Here is another example of how you need to do some of your own extrapolation to predict point creep or other trends in applications. Let's assume there were 20 tags last year and 18 got filed at the 4-point pool, with the remaining 2 filled at the 3-point pool. Let's assume there were 39 people in that 3-point pool. Odds are that in the following year, the remaining 37 people in the 3-point pool will apply again, thinking they are a lock for the tag in this new year, given they have 4 points. Well, if there are 37 people who moved up to 4 points and only 20 tags, 17 of them are not going to draw at 4 points. You can gather that information in some states, even in Wyoming in some instances.

Another dynamic that is going to start hitting Wyoming much harder is how many people have been just buying points, not even applying for tags and thus don't show up in the historic results. With the price increases many of them will cash their points this year. And, as many folks get to a higher point level, they get "off the sidelines" and start actually applying for units, further complicating the example I showed above.

I always look at the point pool I was in "last year," not the point pool I will be in this year. I can then see how many of us at my point pool are coming forward this year. That gives me a better indication of what will happen than if I assume the point levels to draw and the size of each point pool stays the same every year, something we know does not stay constant.

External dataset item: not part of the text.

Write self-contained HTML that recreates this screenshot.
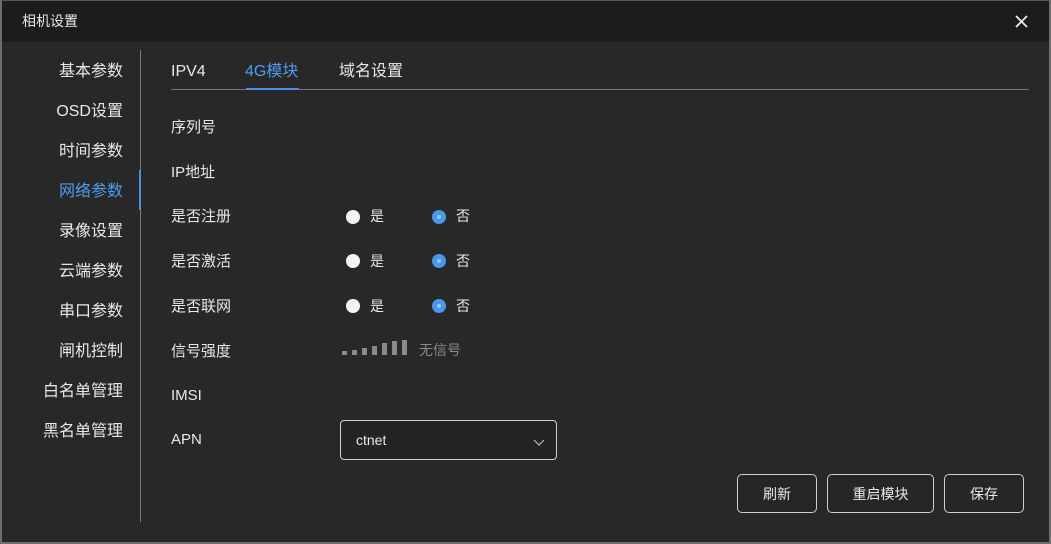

I also have spreadsheets that track the trends of every state that has random draw odds, even if only some of the tags are random. If you do that, you would be surprised to see how often there are predictable patterns by applicants over the course of many years. Mrs. Fin thinks I have better things to do, but I am sure I have drawn a few tags by watching what others did over the course of years and using those behaviors to determine where I will apply that year.